In the weeks leading up to the launch of the new currency, a common interest rate was set at 3.0 percent in the participating countries.
The common currency is intended to put European capitalists in a stronger position to compete with their rivals in the United States. The "euro zone" covers an area with a Gross Domestic Product (GDP) close to that of the United States, with a population of 290 million. The U.S. dollar has been the world's dominant currency since World War I, when it replaced the British pound sterling. The dollar today accounts for 60 percent of global foreign currency reserves, almost four times as much as the European currencies combined.
The birth of the euro opens the possibility that central banks around the world will begin to shift their holdings of the main foreign currencies - with the dollar, euro, and yen competing for their share. This can increase the volatility on the world financial markets.
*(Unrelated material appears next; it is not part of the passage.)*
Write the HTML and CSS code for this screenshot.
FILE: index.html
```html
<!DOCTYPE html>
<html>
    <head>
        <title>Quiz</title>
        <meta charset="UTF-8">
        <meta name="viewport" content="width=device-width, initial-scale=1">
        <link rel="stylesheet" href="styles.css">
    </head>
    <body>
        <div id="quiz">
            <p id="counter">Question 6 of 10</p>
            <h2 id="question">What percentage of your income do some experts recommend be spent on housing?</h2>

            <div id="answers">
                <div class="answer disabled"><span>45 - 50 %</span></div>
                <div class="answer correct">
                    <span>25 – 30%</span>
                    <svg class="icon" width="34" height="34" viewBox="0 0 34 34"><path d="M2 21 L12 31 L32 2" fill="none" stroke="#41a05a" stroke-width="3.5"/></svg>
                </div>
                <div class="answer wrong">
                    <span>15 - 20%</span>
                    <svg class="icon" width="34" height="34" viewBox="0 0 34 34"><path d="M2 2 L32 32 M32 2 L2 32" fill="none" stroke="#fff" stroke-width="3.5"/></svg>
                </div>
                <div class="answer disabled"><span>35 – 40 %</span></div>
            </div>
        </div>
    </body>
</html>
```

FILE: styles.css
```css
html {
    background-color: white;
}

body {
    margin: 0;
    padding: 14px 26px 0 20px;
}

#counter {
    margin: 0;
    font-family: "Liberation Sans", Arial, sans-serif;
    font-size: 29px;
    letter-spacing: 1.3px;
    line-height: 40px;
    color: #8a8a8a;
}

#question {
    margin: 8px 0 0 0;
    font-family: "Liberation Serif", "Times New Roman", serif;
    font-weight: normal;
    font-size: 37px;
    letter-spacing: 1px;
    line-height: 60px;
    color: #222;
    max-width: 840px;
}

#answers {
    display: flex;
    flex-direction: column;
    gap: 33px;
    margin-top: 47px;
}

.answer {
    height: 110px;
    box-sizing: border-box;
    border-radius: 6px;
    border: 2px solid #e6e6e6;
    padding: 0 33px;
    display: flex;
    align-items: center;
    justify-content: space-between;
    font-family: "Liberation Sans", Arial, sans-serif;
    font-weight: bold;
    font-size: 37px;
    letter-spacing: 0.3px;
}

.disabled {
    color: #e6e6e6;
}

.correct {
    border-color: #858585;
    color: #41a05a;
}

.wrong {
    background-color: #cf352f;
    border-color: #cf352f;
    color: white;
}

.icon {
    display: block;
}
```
Japanese prime minister Keizo Obuchi traveled to Europe in early January to seek the backing of the governments of France, Germany, and Italy for the greater use of the yen as an international currency. Meanwhile, the big Japanese life insurers are moving to shift their foreign investments, 70 percent of which are now in dollars, to an even split between the dollar and the euro.
The euro has come into being at a time when the strengthening of U.S. imperialism, relative to its competitors, since the early 1980s has peaked. The spreading deflationary crisis of the capitalist world economy has increased conflicts between Washington, London, Paris, Bonn, and Tokyo.
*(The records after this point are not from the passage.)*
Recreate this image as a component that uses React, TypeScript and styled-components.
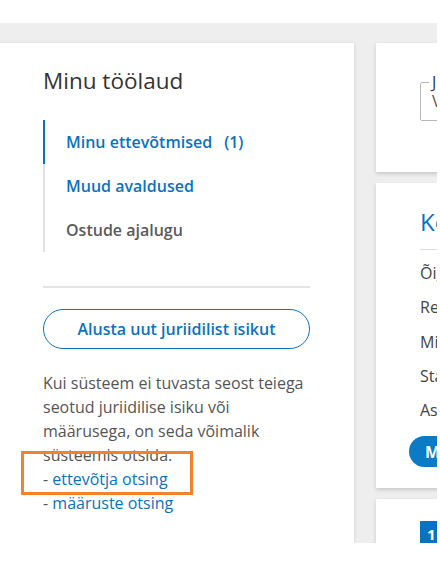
import styled, { createGlobalStyle } from 'styled-components';

const GlobalStyle = createGlobalStyle`
  body {
    margin: 0;
    background: #ffffff;
    font-family: 'Open Sans', 'Noto Sans', sans-serif;
  }
`;

const Page = styled.div`
  padding-top: 23px;
`;

const Board = styled.div`
  width: 437px;
  height: 520px;
  box-sizing: border-box;
  padding-top: 20px;
  background: #eeeeee;
  display: flex;
  gap: 22px;
  overflow: hidden;
`;

const MainCard = styled.section`
  flex: 0 0 354px;
  box-sizing: border-box;
  padding: 23px 44px 0 43px;
  background: #ffffff;
  box-shadow: 0 1px 4px rgba(0, 0, 0, 0.12);
`;

const Title = styled.h1`
  margin: 0 0 25px;
  font-size: 22.5px;
  line-height: 29px;
  font-weight: 500;
  color: #333333;
`;

const Nav = styled.ul`
  list-style: none;
  margin: 0;
  padding: 0;
`;

const NavItem = styled.li<{ $active?: boolean; $muted?: boolean }>`
  border-left: 2px solid ${(p) => (p.$active ? '#0b72c0' : '#e2e2e2')};
  padding-left: 21px;
  height: 44px;
  line-height: 44px;
  font-size: 16px;
  font-weight: 600;
  color: ${(p) => (p.$muted ? '#5a5a5a' : '#0b72c0')};
`;

const Count = styled.span`
  margin-left: 12px;
`;

const Divider = styled.hr`
  margin: 34px 0 0;
  border: 0;
  height: 2px;
  background: #e4e4e4;
`;

const OutlineButton = styled.button`
  display: block;
  width: 100%;
  height: 40px;
  margin-top: 21px;
  border: 1px solid #0b72c0;
  border-radius: 20px;
  background: #ffffff;
  color: #0b72c0;
  font-family: inherit;
  font-size: 16px;
  font-weight: 600;
`;

const Info = styled.div`
  position: relative;
  margin-top: 22px;
  font-size: 16px;
  line-height: 24px;
  color: #555555;
`;

const Link = styled.a`
  color: #0b72c0;
  text-decoration: none;
`;

const Highlight = styled.div`
  position: absolute;
  top: 80px;
  left: -22px;
  width: 172px;
  height: 44px;
  box-sizing: border-box;
  border: 3px solid #f5822b;
`;

const SideColumn = styled.div`
  flex: 0 0 300px;
  display: flex;
  flex-direction: column;
  gap: 11px;
`;

const SideCard = styled.section<{ $pad: string }>`
  box-sizing: border-box;
  padding: ${(p) => p.$pad};
  background: #ffffff;
  box-shadow: 0 2px 4px rgba(0, 0, 0, 0.16);
`;

const Field = styled.fieldset`
  margin: 0;
  width: 220px;
  padding: 0 0 10px 8px;
  border: 1px solid #b8b8b8;
  border-radius: 2px;
`;

const Legend = styled.legend`
  padding: 0 3px;
  font-size: 16px;
  line-height: 20px;
  color: #2b3a4f;
`;

const FieldValue = styled.div`
  padding-left: 3px;
  font-size: 16px;
  line-height: 18px;
  color: #555555;
  white-space: nowrap;
`;

const CardTitle = styled.h2`
  margin: 0;
  padding-bottom: 13px;
  border-bottom: 1px solid #dddddd;
  font-size: 24px;
  line-height: 29px;
  font-weight: 400;
  color: #0b72c0;
  white-space: nowrap;
`;

const Rows = styled.ul`
  list-style: none;
  margin: 6px 0 9px;
  padding: 0;
`;

const Row = styled.li`
  padding: 5px 0;
  font-size: 16px;
  line-height: 24.3px;
  color: #444444;
  white-space: nowrap;
`;

const FilledButton = styled.button`
  height: 31px;
  margin-left: -11px;
  padding: 0 16px;
  border: 0;
  border-radius: 16px;
  background: #0a7bc4;
  color: #ffffff;
  font-family: inherit;
  font-size: 16px;
  font-weight: 700;
  white-space: nowrap;
`;

const Badge = styled.span`
  display: inline-block;
  padding: 0 7px;
  height: 26px;
  line-height: 26px;
  background: #0b72c0;
  color: #ffffff;
  font-size: 15px;
  font-weight: 700;
`;

const details = ['Õiguslik vorm', 'Registrikood', 'Milline on staatus', 'Staatus', 'Asukoht'];

export default function App() {
  return (
    <Page>
      <GlobalStyle />
      <Board>
        <MainCard>
          <Title>Minu töölaud</Title>
          <Nav>
            <NavItem $active>
              Minu ettevõtmised<Count>(1)</Count>
            </NavItem>
            <NavItem>Muud avaldused</NavItem>
            <NavItem $muted>Ostude ajalugu</NavItem>
          </Nav>
          <Divider />
          <OutlineButton>Alusta uut juriidilist isikut</OutlineButton>
          <Info>
            Kui süsteem ei tuvasta seost teiega seotud juriidilise isiku või määrusega, on seda võimalik
            süsteemis otsida.
            <br />- <Link href="#">ettevõtja otsing</Link>
            <br />- <Link href="#">määruste otsing</Link>
            <Highlight />
          </Info>
        </MainCard>
        <SideColumn>
          <SideCard $pad="29px 0 51px 44px">
            <Field>
              <Legend>Juriidiline isik</Legend>
              <FieldValue>Vali juriidiline isik</FieldValue>
            </Field>
          </SideCard>
          <SideCard $pad="24px 0 21px 44px">
            <CardTitle>Kontaktandmed</CardTitle>
            <Rows>
              {details.map((d) => (
                <Row key={d}>{d}</Row>
              ))}
            </Rows>
            <FilledButton>Muuda andmeid</FilledButton>
          </SideCard>
          <SideCard $pad="22px 0 22px 44px">
            <Badge>1</Badge>
          </SideCard>
        </SideColumn>
      </Board>
    </Page>
  );
}
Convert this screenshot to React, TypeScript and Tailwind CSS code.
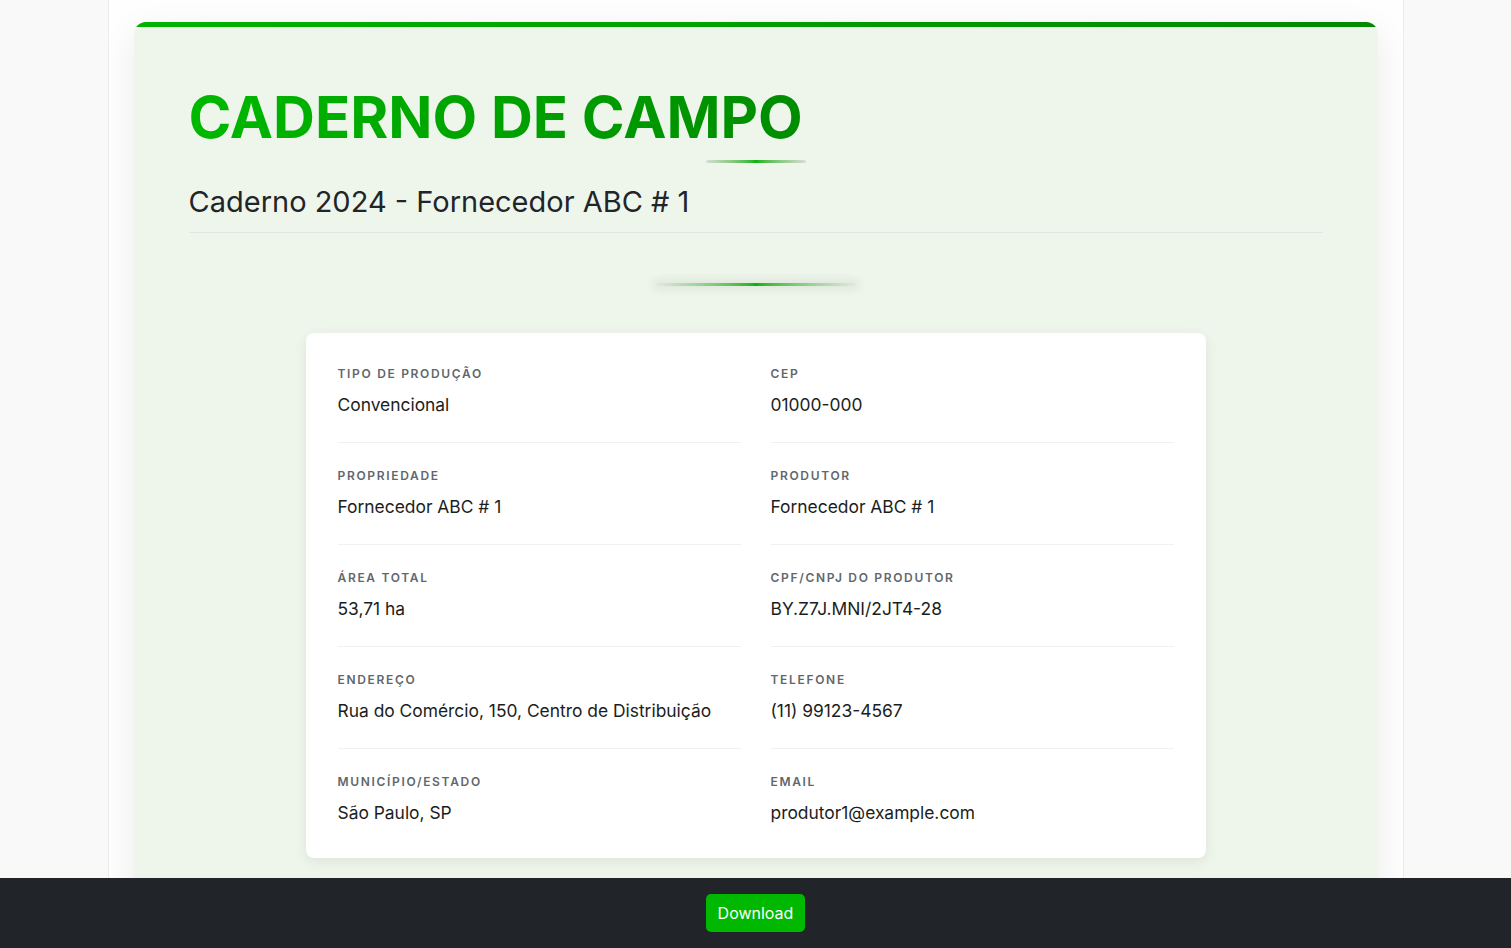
import React from 'react';

type Field = { label: string; value: string };

const rows: [Field, Field][] = [
  [
    { label: 'Tipo de Produção', value: 'Convencional' },
    { label: 'CEP', value: '01000-000' },
  ],
  [
    { label: 'Propriedade', value: 'Fornecedor ABC # 1' },
    { label: 'Produtor', value: 'Fornecedor ABC # 1' },
  ],
  [
    { label: 'Área Total', value: '53,71 ha' },
    { label: 'CPF/CNPJ do Produtor', value: 'BY.Z7J.MNI/2JT4-28' },
  ],
  [
    { label: 'Endereço', value: 'Rua do Comércio, 150, Centro de Distribuição' },
    { label: 'Telefone', value: '(11) 99123-4567' },
  ],
  [
    { label: 'Município/Estado', value: 'São Paulo, SP' },
    { label: 'Email', value: 'produtor1@example.com' },
  ],
];

const InfoItem: React.FC<{ field: Field; last: boolean; first: boolean }> = ({ field, last, first }) => (
  <div
    className={`flex flex-col gap-[11px] ${first ? '' : 'pt-[25px]'} ${
      last ? '' : 'pb-[25px] border-b border-[#eef1ef]'
    }`}
  >
    <span className="text-[12px] leading-[16px] font-semibold uppercase tracking-[0.14em] text-[#5f676d]">
      {field.label}
    </span>
    <span className="text-[17.4px] leading-[24px] text-[#1b1e21]">{field.value}</span>
  </div>
);

export default function App() {
  return (
    <div
      className="min-h-screen bg-[#f8f9f8] text-[#212529]"
      style={{ fontFamily: 'Inter, "Noto Sans", "Liberation Sans", sans-serif' }}
    >
      <div className="mx-auto w-[1296px] min-h-screen bg-[#fdfefd] border-x border-[#eceeec] px-[25px] pt-[22px]">
        <div className="rounded-t-[12px] overflow-hidden bg-[#eef6ec] shadow-[0_10px_35px_rgba(0,0,0,0.08)] pb-[120px]">
          <div className="h-[5px] bg-gradient-to-r from-[#00b300] to-[#008a00]" />

          <div className="px-[55px] pt-[55px]">
            <h1 className="text-[58px] leading-[70px] font-bold tracking-normal bg-gradient-to-r from-[#00b800] to-[#008c00] bg-clip-text text-transparent w-fit">
              CADERNO DE CAMPO
            </h1>
            <div className="flex justify-center mt-[8px]">
              <div className="w-[100px] h-[3px] bg-gradient-to-r from-[#d7ddd6] via-[#00b300] to-[#d7ddd6] rounded-full" />
            </div>
            <h2 className="mt-[21px] text-[29px] leading-[35px] font-normal text-[#212529] pb-[13px] border-b border-[#e2e7e1]">
              Caderno 2024 - Fornecedor ABC # 1
            </h2>
          </div>

          <div className="flex justify-center mt-[50px]">
            <div className="w-[200px] h-[3px] rounded-full bg-gradient-to-r from-[#e3e7e2] via-[#00b300] to-[#e3e7e2] shadow-[0_0_8px_4px_rgba(0,0,0,0.06)]" />
          </div>

          <div className="flex justify-center mt-[47px]">
            <div className="w-[900px] bg-white rounded-[8px] shadow-[0_4px_14px_rgba(0,0,0,0.07)] px-[32px] py-[33px] grid grid-cols-2 gap-x-[30px]">
              {rows.map((row, i) => (
                <React.Fragment key={i}>
                  <InfoItem field={row[0]} first={i === 0} last={i === rows.length - 1} />
                  <InfoItem field={row[1]} first={i === 0} last={i === rows.length - 1} />
                </React.Fragment>
              ))}
            </div>
          </div>
        </div>
      </div>

      <div className="fixed bottom-0 left-0 right-0 h-[70px] bg-[#212529] flex items-center justify-center">
        <button className="h-[38px] px-[12px] rounded-[5px] bg-[#00b800] text-white text-[16px] leading-[24px]">
          Download
        </button>
      </div>
    </div>
  );
}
The European rulers aren't faring so well either at this moment. Labor unit costs in Europe are higher than in the rest of the capitalist world, with the bosses so far unable to force the kind of "labor flexibility" - that is takebacks - on workers that have been carried out in the United States. The pressure to do this, in the name of lowering unemployment and keeping the euro strong, will grow.
Unemployment rates still average about 11 percent in the euro zone countries, reaching nearly 20 percent in Spain, despite an upturn in the business cycle in most countries in Europe. This unemployment is causing a social crises in Europe with no end in sight.
Contrary to the mantra that the euro will resolve the unemployment crises, the launch of the common currency will tend to increase joblessness, as governments use defending their national currency's exchange rate to the euro as a pretext for deeper austerity policies. Mergers of companies over the national borders are expected to lead to cutting tens of thousands of jobs.
Economic growth in Europe is also slowing down now, which will further accelerate competition and rivalry between the imperialist powers in Europe. One sign of the strain was the December 30 statement by Wim Duisenberg, president of the European Central Bank, that he may serve his entire eight-year term. The French government had agreed to the appointment of Duisenberg, who is Dutch, only after Duisenberg implied that he would step down after four years in favor of Bank of France governor Jean-Claude Trichet.
Of the members of the European Union, the Greek government didn't meet the criteria for participating in the euro. The governments of the United Kingdom, Denmark, and Sweden chose not to be part of the euro at a time when Europe appeared weak relative to the Washington, and the euro looked "too shaky," as the Swedish prime minister put it.
Now a debate has opened in ruling-class circles in these countries over whether to apply for membership sooner rather than later.